Keep the process alive (Gradio UI, a resident server) and each generation only costs that ~3.2s.
Voice cloning
The main event. As the reference, I used the “Kana” voice (4.0s, 44.1kHz) generated in the ZONOS2 post.
uv run --no-sync python infer.py --hf-checkpoint Aratako/Irodori-TTS-500M-v3 `
--text "こんにちは、これはお手本の声をもとにしたボイスクローンのテストです。うまく似ているでしょうか。" `
--ref-wav ref_sample.wav --output-wav outputs/cloned_test.wav
The output.
Even with a single 4-second reference, the pitch and texture come out close to the reference voice.
The whole process took 26.0s, with the generation pipeline at about 6.2s (of which encoding the reference audio took about 1.1s).
It runs longer than the default-voice generation because the text is longer and the reference encoding is added on top.
Gotchas
Inference was completely fine on 4GB of VRAM.
LoRA training, on the other hand, needs about 4.2GB at default settings, which just barely doesn’t fit on this machine.

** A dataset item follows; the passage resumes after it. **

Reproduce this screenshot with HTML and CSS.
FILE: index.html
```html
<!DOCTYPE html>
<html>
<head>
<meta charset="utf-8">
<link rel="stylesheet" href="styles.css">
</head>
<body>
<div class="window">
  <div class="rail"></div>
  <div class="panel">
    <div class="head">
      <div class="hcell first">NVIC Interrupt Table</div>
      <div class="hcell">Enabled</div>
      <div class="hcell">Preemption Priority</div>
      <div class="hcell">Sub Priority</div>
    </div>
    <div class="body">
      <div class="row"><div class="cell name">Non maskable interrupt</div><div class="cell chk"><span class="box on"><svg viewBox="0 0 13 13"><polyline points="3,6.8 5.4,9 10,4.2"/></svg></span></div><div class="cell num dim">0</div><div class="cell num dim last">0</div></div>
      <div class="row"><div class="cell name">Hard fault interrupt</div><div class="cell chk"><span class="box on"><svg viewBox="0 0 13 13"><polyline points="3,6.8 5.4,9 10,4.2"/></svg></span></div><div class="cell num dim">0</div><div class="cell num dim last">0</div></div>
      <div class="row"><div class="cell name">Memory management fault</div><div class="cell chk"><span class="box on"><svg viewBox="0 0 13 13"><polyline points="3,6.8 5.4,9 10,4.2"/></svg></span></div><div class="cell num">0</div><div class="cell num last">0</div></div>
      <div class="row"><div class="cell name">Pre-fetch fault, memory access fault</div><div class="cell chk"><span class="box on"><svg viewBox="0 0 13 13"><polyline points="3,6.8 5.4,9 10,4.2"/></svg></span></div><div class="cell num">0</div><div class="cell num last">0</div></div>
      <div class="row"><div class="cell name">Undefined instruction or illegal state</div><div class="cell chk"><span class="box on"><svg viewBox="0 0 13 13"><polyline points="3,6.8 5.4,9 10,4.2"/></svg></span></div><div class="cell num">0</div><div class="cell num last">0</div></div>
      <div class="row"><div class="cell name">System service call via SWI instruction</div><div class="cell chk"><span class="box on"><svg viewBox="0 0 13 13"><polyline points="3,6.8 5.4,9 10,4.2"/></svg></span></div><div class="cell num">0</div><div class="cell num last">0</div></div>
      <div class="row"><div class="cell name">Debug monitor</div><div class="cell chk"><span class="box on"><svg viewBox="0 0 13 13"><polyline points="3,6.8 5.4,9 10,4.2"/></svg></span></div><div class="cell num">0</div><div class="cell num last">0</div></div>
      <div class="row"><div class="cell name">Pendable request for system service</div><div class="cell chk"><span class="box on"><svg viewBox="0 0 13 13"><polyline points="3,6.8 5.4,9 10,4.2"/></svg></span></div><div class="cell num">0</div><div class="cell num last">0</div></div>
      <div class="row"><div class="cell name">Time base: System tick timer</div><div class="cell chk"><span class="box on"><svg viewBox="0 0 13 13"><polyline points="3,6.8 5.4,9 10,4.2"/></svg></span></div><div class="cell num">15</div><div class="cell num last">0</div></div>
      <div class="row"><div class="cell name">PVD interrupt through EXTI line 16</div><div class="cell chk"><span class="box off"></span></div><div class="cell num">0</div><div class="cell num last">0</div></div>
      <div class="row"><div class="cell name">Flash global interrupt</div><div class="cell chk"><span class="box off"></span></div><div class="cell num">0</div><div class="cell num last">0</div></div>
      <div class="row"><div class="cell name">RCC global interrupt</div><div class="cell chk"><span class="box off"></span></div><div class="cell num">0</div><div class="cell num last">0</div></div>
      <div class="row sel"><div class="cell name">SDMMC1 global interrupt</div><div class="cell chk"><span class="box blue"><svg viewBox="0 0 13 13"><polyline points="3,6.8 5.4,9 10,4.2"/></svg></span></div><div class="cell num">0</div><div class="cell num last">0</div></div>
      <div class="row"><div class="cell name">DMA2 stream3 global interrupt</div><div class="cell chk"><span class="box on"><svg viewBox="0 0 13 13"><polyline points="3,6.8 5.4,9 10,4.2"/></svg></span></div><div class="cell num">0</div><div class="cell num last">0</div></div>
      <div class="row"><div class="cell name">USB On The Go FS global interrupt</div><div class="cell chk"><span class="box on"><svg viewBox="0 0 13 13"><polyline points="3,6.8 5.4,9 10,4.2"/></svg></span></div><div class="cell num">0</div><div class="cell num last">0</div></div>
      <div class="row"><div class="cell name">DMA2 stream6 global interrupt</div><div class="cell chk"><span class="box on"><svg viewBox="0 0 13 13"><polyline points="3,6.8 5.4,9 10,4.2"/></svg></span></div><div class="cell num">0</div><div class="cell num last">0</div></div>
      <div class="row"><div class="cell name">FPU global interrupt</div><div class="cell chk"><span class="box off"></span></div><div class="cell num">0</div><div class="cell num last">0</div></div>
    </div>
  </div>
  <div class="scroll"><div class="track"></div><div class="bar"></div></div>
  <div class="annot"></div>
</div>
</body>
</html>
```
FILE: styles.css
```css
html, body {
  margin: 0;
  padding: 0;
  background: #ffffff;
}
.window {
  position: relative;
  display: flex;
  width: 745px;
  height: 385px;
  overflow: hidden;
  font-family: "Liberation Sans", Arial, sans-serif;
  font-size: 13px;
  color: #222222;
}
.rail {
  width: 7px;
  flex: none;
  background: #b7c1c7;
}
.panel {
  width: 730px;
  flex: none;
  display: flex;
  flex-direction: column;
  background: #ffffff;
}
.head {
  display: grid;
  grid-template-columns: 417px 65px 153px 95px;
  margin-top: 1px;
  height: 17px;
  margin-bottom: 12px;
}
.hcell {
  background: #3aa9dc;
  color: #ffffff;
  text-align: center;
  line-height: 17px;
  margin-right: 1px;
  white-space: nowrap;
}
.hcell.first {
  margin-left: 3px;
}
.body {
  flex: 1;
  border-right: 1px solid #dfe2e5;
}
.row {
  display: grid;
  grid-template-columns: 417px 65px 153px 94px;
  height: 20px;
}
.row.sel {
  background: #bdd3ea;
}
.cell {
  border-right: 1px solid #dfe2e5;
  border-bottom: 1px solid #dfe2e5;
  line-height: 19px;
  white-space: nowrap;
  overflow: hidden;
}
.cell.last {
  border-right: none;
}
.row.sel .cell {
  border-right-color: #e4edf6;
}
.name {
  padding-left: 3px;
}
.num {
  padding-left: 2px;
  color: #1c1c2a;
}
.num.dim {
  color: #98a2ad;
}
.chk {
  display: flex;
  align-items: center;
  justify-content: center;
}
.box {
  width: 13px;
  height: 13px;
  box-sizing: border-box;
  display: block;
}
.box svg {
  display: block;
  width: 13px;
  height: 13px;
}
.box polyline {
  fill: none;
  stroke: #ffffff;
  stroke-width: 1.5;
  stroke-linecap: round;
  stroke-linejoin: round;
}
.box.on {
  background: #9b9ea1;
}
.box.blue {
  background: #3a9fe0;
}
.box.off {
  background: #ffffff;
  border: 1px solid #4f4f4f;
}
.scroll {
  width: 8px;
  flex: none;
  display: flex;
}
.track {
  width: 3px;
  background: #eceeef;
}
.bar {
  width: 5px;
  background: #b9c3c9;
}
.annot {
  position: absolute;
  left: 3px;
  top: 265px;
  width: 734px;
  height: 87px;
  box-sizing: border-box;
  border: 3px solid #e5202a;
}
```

MP3 references fail with an FFmpeg DLL error
Point --ref-wav at an MP3 as-is and torchaudio (via torchcodec) demands FFmpeg’s shared DLLs and fails.
Installing FFmpeg itself would work too, but converting to WAV with soundfile is quicker.
uv run --no-sync python -c "import soundfile as sf; d, sr = sf.read('ref_sample.mp3', dtype='float32'); sf.write('ref_sample.wav', d, sr)"
Text-based voice specification is a separate model
VoiceDesign — specifying voice quality in text like “a calm female voice” — uses Aratako/Irodori-TTS-600M-v3-VoiceDesign, not the base model.
You pass a caption like --caption "落ち着いた女性の声", and v3 can also combine a reference clip with a caption (voice from the reference; emotion and speaking style from text).
As the repository’s full name — “A Flow Matching-based TTS Model with Emoji-driven Style Control” — says, controlling emotion and non-verbal expression with emoji in the input text is the model’s signature feature. I haven’t tried it this time.